Three FCF-denominator ratios co-occur in their elevated ranges: FCF/Total_assets, FCF/Total_shareholders_equity, and industry-benchmarked FCF/OCF. The configuration describes free cash flow scaling against three different denominators at the latest annual snapshot.
State
FCF/Assets elevated, FCF/Equity elevated, and industry-benchmarked FCF/OCF in upper range
Emergence
Three FCF-denominator ratios co-occur. FCF divided by total assets (latest annual) is in its elevated range. FCF divided by shareholders' equity (latest annual) is in its elevated range. FCF divided by operating cash flow is in the upper range relative to industry peers. The configuration describes a present-state of free cash flow that scales meaningfully with the asset base, the equity base, and the operating-cash base, with the OCF-conversion reading benchmarked against industry peers.
Limits
All three observations are point-in-time on the most-recent-annual figures. Single-year FCF can be inflated by non-recurring working-capital releases, deferred capex, or asset sales running through cash flow categories. Industry-benchmarked FCF/OCF describes peer-relative position; an elevated reading means high relative to industry, not absolute. None of the observations measures FCF growth or persistence; one strong year can satisfy the present-state firing.
Explanation
Each observation is an independent latest-annual reading: Free Cash Flow to Assets (Free_cash_flow / Total_assets) is computed from the most recent annual cash-flow statement and balance sheet. Free Cash Flow to Equity (Free_cash_flow / Total_shareholders_equity) is computed from the most recent annual cash-flow statement and balance sheet. Free Cash Flow Relative to Operating Cash Flow (Industry-Benchmarked) (Free_cash_flow / Operating_cash_flow) fires when the ratio is in the upper range relative to industry peers — i.e., a high share of operating cash flow survives capex. The three together describe a present-state free-cash-flow profile across three denominators. They do not predict persistence or assess capital allocation quality.
Interpretation
This interpretation identifies FCF characteristics, not capital allocation quality. It does not predict future cash flows, assess deployment decisions, or guarantee persistence.

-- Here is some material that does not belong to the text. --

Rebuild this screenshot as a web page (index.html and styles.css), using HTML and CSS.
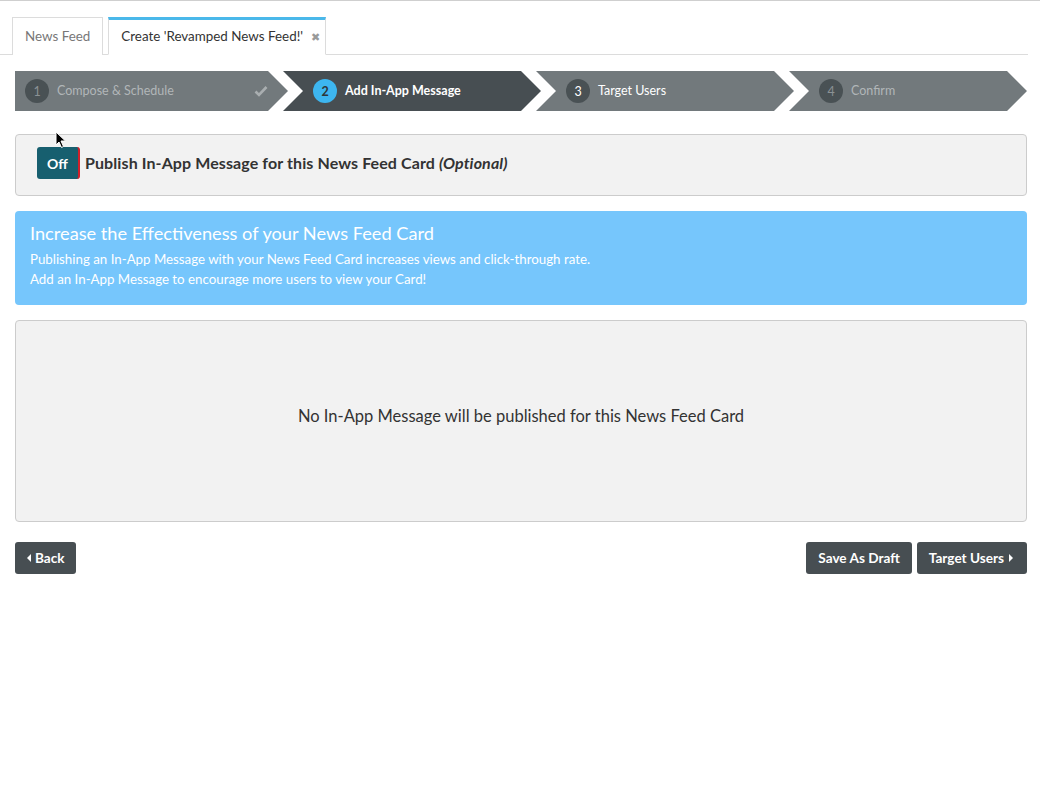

Strong free cash flow can decline if business conditions change or capital needs increase.
Required Observations
Free Cash Flow To Assets
Free cash flow as a fraction of total assets
Free Cash Flow To Equity
Free cash flow relative to shareholders equity book value
Ratio Cashflow Fcf Conversion
Free cash flow as a share of operating cash flow, benchmarked against industry peers.